On prétend qu'un poète sommeille dans le cœur de tout Gallois et un grammairien dans celui des Bretons. On peut étendre cela aux Cornouaillais de Grande-Bretagne qui sont des gens pratiques, imaginatifs, durs au travail, qualités nécessaires aux rédacteurs de dictionnaires, y compris celui-ci.
Les dictionnaires ont la beauté des objets à usage intensif. Ce ne sont pas des livres que l'on délaisse après une première lecture. Ce sont des fournisseurs de matières premières indispensables et des outils de travail forgés par des personnes minutieuses et méticuleuses au profit d'écrivaillons en tout genre comme moi-même.
Depuis la première édition de 1993 l'étude du cornique s'est développée, notamment en raison de la découverte de nouveaux manuscrits, dont le plus important est une pièce de théâtre médiévale, Bywnans Ke (La Vie de Saint Quay) retrouvée parmi d'autres documents, en 1999, dans le bureau de feu le Professeur J. E. Caerwyn Williams à Aberystwyth.
Une étude détaillée de ce manuscrit a permis d'agrandir considérablement le corpus de littérature cornique médiévale. Deux cent cinquante mots nouveaux y ont été découverts, dont certains concernent la vie contemporaine, tels que kedhlow (information). Grâce à l'addition de mots, proverbes et dictons provenant d'autres sources similaires, An Gerlyveur Meur est trois fois plus épais que la première édition.
Cette langue, qui a cessé d'être parlée sur la plus grande partie de son territoire dès le début du 19e siècle pour ressusciter au 20e siècle, a profité de la créativité des lexicographes, qui se manifeste bien sûr dans toutes les langues, mais particulièrement en breton et gallois. Une des innovations intéressantes de ce dictionnaire est le fait que le nom de l'inventeur d'un nouveau mot est mentionné à l'article en question.
J'ai particulièrement apprécié de découvrir des mots comme hweger (belle-mère, chwegr en vieux gallois) et hwegron (beau-père, chwegrwn en vieux gallois). De même, en ce qui concerne gourel (viril) qui me rappelle le mot gallois gwrol entendu dans mon enfance avec ce même sens et non au sens habituel de courageux. On note évidemment la similarité avec le mot breton. Je retiens aussi Maria Wynn désignant la Vierge Marie.
Le vocabulaire se rapportant à la mer et à la vie marine est impressionnant. Mention est faite des mots similaires qui existent en breton et gallois, ce qui est très utile pour toute personne qui, comme moi, est peu au fait du vocabulaire se rapportant à la nature.
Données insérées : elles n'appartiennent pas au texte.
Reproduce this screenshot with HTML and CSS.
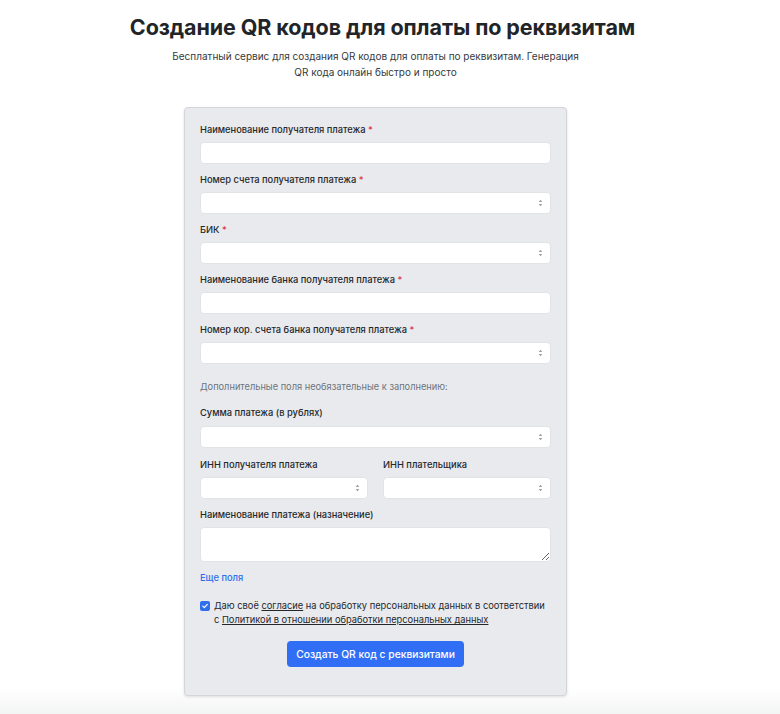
FILE: index.html
```html
<!DOCTYPE html>
<html lang="ru">
<head>
<meta charset="utf-8">
<title>Создание QR кодов для оплаты по реквизитам</title>
<link rel="stylesheet" href="styles.css">
</head>
<body>
<main class="page">
  <h1 class="title">Создание QR кодов для оплаты по реквизитам</h1>
  <p class="lead">Бесплатный сервис для создания QR кодов для оплаты по реквизитам. Генерация QR кода онлайн быстро и просто</p>

  <form class="card">
    <div class="group">
      <label class="label">Наименование получателя платежа <span class="req">*</span></label>
      <div class="box"><input class="input" type="text"></div>
    </div>
    <div class="group">
      <label class="label">Номер счета получателя платежа <span class="req">*</span></label>
      <div class="box"><input class="input" type="text"><span class="spin"><svg viewBox="0 0 6 10" width="5" height="8"><path d="M3 1 L5.2 3.8 H0.8 Z M3 9 L5.2 6.2 H0.8 Z" fill="#9a9ca2"/></svg></span></div>
    </div>
    <div class="group">
      <label class="label">БИК <span class="req">*</span></label>
      <div class="box"><input class="input" type="text"><span class="spin"><svg viewBox="0 0 6 10" width="5" height="8"><path d="M3 1 L5.2 3.8 H0.8 Z M3 9 L5.2 6.2 H0.8 Z" fill="#9a9ca2"/></svg></span></div>
    </div>
    <div class="group">
      <label class="label">Наименование банка получателя платежа <span class="req">*</span></label>
      <div class="box"><input class="input" type="text"></div>
    </div>
    <div class="group">
      <label class="label">Номер кор. счета банка получателя платежа <span class="req">*</span></label>
      <div class="box"><input class="input" type="text"><span class="spin"><svg viewBox="0 0 6 10" width="5" height="8"><path d="M3 1 L5.2 3.8 H0.8 Z M3 9 L5.2 6.2 H0.8 Z" fill="#9a9ca2"/></svg></span></div>
    </div>

    <p class="muted">Дополнительные поля необязательные к заполнению:</p>

    <div class="group group-sum">
      <label class="label">Сумма платежа (в рублях)</label>
      <div class="box"><input class="input" type="text"><span class="spin"><svg viewBox="0 0 6 10" width="5" height="8"><path d="M3 1 L5.2 3.8 H0.8 Z M3 9 L5.2 6.2 H0.8 Z" fill="#9a9ca2"/></svg></span></div>
    </div>
    <div class="row">
      <div class="group">
        <label class="label">ИНН получателя платежа</label>
        <div class="box"><input class="input" type="text"><span class="spin"><svg viewBox="0 0 6 10" width="5" height="8"><path d="M3 1 L5.2 3.8 H0.8 Z M3 9 L5.2 6.2 H0.8 Z" fill="#9a9ca2"/></svg></span></div>
      </div>
      <div class="group">
        <label class="label">ИНН плательщика</label>
        <div class="box"><input class="input" type="text"><span class="spin"><svg viewBox="0 0 6 10" width="5" height="8"><path d="M3 1 L5.2 3.8 H0.8 Z M3 9 L5.2 6.2 H0.8 Z" fill="#9a9ca2"/></svg></span></div>
      </div>
    </div>
    <div class="group group-last">
      <label class="label">Наименование платежа (назначение)</label>
      <textarea class="textarea"></textarea>
    </div>

    <a class="more" href="#">Еще поля</a>

    <div class="consent">
      <span class="check"><svg viewBox="0 0 10 10" width="8" height="8"><path d="M2.2 5.2 L4.2 7.1 L7.9 3" fill="none" stroke="#fff" stroke-width="1.5" stroke-linecap="round" stroke-linejoin="round"/></svg></span>
      <p class="consent-text">Даю своё <a href="#">согласие</a> на обработку персональных данных в соответствии с <a href="#">Политикой в отношении обработки персональных данных</a></p>
    </div>

    <div class="actions">
      <button class="btn" type="button">Создать QR код с реквизитами</button>
    </div>
  </form>
</main>
</body>
</html>
```

FILE: styles.css
```css
* { box-sizing: border-box; }

html, body { margin: 0; padding: 0; }

body {
  min-height: 100vh;
  font-family: Inter, "Noto Sans", "Liberation Sans", sans-serif;
  color: #212529;
  background: linear-gradient(to bottom, #ffffff calc(100% - 26px), #f3f4f4 100%);
}

.page {
  display: flex;
  flex-direction: column;
  align-items: center;
  padding: 12px 29px 0 0;
}

.title {
  margin: 0 0 0 14px;
  font-size: 21.5px;
  font-weight: 700;
  line-height: 30px;
  color: #212529;
  letter-spacing: -0.1px;
  white-space: nowrap;
}

.lead {
  margin: 6px 0 0;
  width: 420px;
  text-align: center;
  font-size: 10px;
  line-height: 16px;
  color: #343a40;
}

.card {
  margin-top: 27px;
  width: 383px;
  padding: 16px 15px 28px;
  background: #e9eaee;
  border: 1px solid #d3d5d9;
  border-radius: 4px;
  box-shadow: 0 1px 3px rgba(0, 0, 0, 0.12);
  display: flex;
  flex-direction: column;
}

.group {
  display: flex;
  flex-direction: column;
  min-width: 0;
  margin-bottom: 10px;
}

.label {
  font-size: 9.3px;
  font-weight: 500;
  line-height: 12px;
  color: #25282b;
  margin-bottom: 6px;
  white-space: nowrap;
}

.req { color: #dc3545; }

.box {
  display: flex;
  align-items: center;
  height: 22px;
  background: #fff;
  border: 1px solid #e1e3e6;
  border-radius: 4px;
}

.input {
  flex: 1;
  width: 0;
  min-width: 0;
  height: 100%;
  border: 0;
  background: transparent;
  padding: 0 8px;
  font: inherit;
  font-size: 10px;
  outline: none;
}

.spin {
  display: flex;
  width: 20px;
  justify-content: center;
  align-items: center;
}

.muted {
  margin: 7px 0 14px;
  font-size: 9.25px;
  line-height: 12px;
  color: #6c757d;
}

.group-sum { margin-bottom: 11px; }
.group-sum .label { margin-bottom: 7px; }

.row {
  display: grid;
  grid-template-columns: minmax(0, 1fr) minmax(0, 1fr);
  column-gap: 15px;
}

.textarea {
  display: block;
  width: 100%;
  height: 35px;
  background: #fff;
  border: 1px solid #e1e3e6;
  border-radius: 4px;
  font: inherit;
  outline: none;
}

.group-last { margin-bottom: 10px; }

.more {
  font-size: 9.3px;
  font-weight: 500;
  line-height: 12px;
  color: #2f6fec;
  text-decoration: none;
  align-self: flex-start;
}

.consent {
  display: flex;
  gap: 4px;
  margin-top: 15px;
}

.check {
  flex: none;
  width: 10px;
  height: 10px;
  margin-top: 2px;
  border-radius: 2px;
  background: #2f6fec;
  display: flex;
  align-items: center;
  justify-content: center;
}

.consent-text {
  margin: 0;
  font-size: 9.3px;
  line-height: 14px;
  color: #25282b;
}

.consent-text a {
  color: #25282b;
  text-decoration: underline;
}

.actions {
  display: flex;
  justify-content: center;
  margin-top: 14px;
}

.btn {
  width: 177px;
  height: 26px;
  border: 0;
  border-radius: 4px;
  background: #306ff5;
  color: #fff;
  font: inherit;
  font-size: 10.3px;
  font-weight: 500;
  white-space: nowrap;
  cursor: pointer;
}
```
C'est donc là un livre à consulter pour le plaisir, pour les similarités avec les mots des autres langues brittoniques, mais aussi évidemment pour son usage courant en tant que dictionnaire.
Il faut féliciter le Docteur Ken George pour ce travail de compilation et de rédaction, travail d'une vie entière. C'est un esprit universel, un homme de science qui a consacré tout son temps libre et son énergie à l'étude du cornique. C'est également un poète, qui a été l'un des premiers à ressusciter l'art des rimes internes en poésie cornique en utilisant les règles du cynghanedd, comme Maodez Glanndour l'avait fait lui aussi en breton.
C'est aussi lui qui a préparé la première édition de Bywnans Ke publiée par Kesva an Taves Kernewek (Le Conseil de la langue cornique) en 2006. Il s’agit là d’une organisation regroupant des bénévoles, qui n’a rien à voir avec le Conseil de la langue galloise (Welsh Language Board).
Félicitations aussi à Kesva an Taves Kernewek pour avoir publié ce superbe et important volume qui devrait pouvoir résister sans problème à l’usage constant associé aux dictionnaires.
Gwyn Griffiths. Traduction Jacqueline Gibson.
(voir le site) de BBC Cymru avec un article à peu près équivalent, publié par Gwyn Griffiths, en gallois : Geiriadur Cernyweg - argraffiad newydd o “An Gerlyver Meur”.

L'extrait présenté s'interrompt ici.